Подобная тенденция началась уже в реализме. Риторика реальности сама по себе уже свидетельствует о том, что статус этой реальности серьезно подорван (золотым веком был век языковой невинности, когда языку не приходилось дублировать сказанное еще и эффектом реальности). Сюрреализм был все еще солидарен с реализмом, критикуя его и порывая с ним, но и дублируя его в сфере воображаемого. гиперреальность представляет собой гораздо более высокую стадию, поскольку в ней стирается уже и само противоречие реального и воображаемого. Нереальность здесь — уже не нереальность сновидения или фантазма, чего-то до— или сверхреального; это нереальность галлюцинаторного самоподобия реальности. Чтобы выйти из кризиса репрезентации, нужно замкнуть реальность в чистом самоповторении. Прежде чем появиться в поп-арте и живописном неореализме, эта тенденция была уже заметна в «новом романе». Его замысел уже состоял в том, чтобы создать вокруг реальности вакуум, удалить всякую психологию, всякую субъективность и свести реальность к чистой объективности. Фактически эта объективность оказывается объективностью чистого взгляда — объективностью, которая наконец освободилась от объекта, сделала его лишь слепым ретранслятором осматривающего его взгляда. Соблазн замкнутого круга, в котором нетрудно распознать бессознательную попытку стать невидимкой.

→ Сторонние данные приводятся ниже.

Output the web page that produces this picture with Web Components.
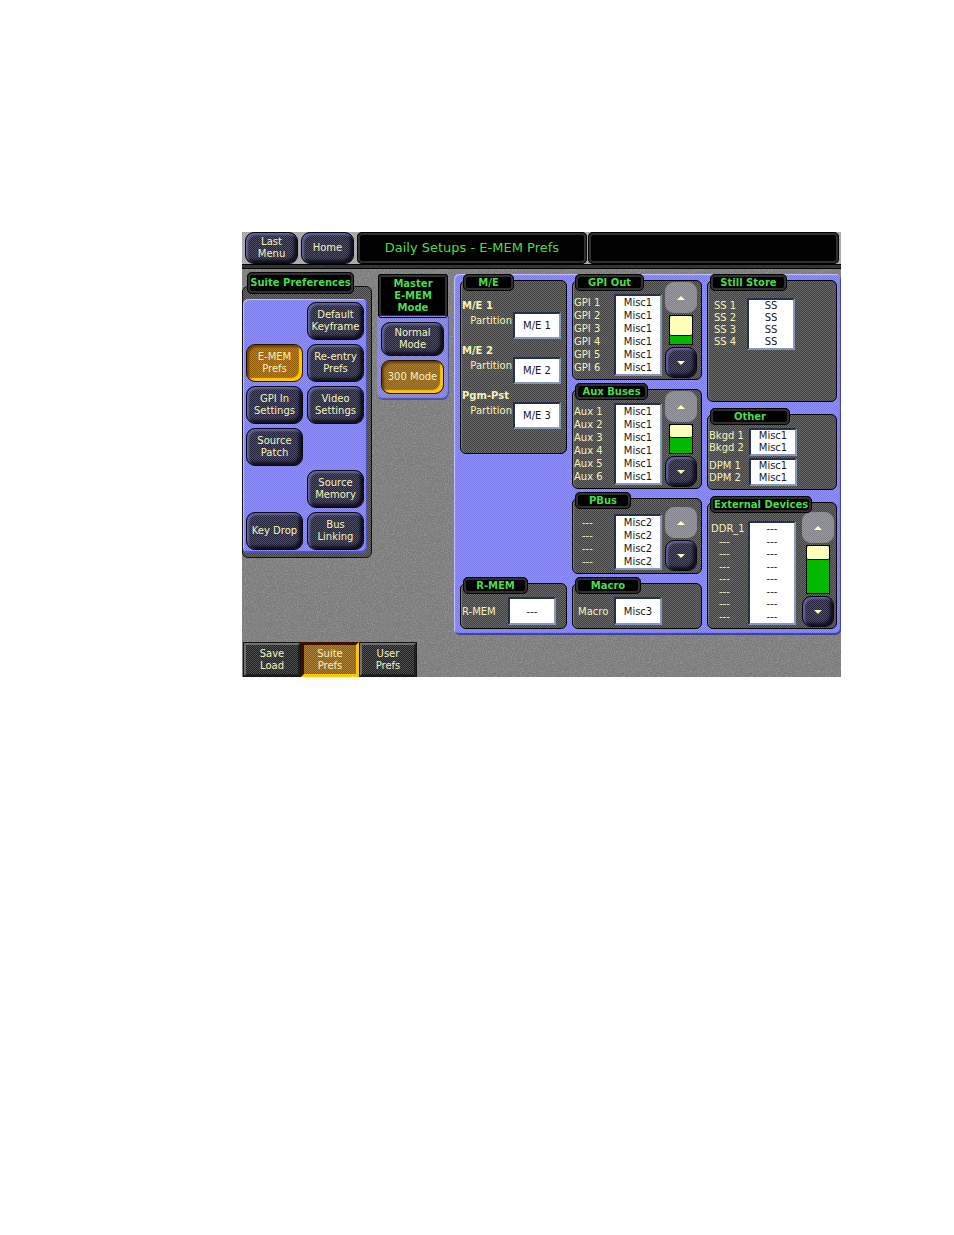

Именно такое впечатление производит неороман — яростное стремление избавиться от смысла в тщательно воссозданной и слепой реальности. Исчезают синтаксис и семантика — вместо явления объекта его принуждают к явке с повинной и допытываются с пристрастием подробностей о его разрозненных фрагментах; никакой метафоры и метонимии, одна имманентная череда фрагментов под полицейской властью взгляда. Такой «объективный» микроскопизм, доходя до пределов репрезентации ради репрезентации, вызывает головокружение от реальности и смерти. Долой старые иллюзии рельефа, перспективы и глубины (пространственной и психологической), связанные с восприятием объекта: вся оптика, вся скопика в целом становится операциональной, располагаясь на поверхности вещей, взгляд становится молекулярным кодом объекта.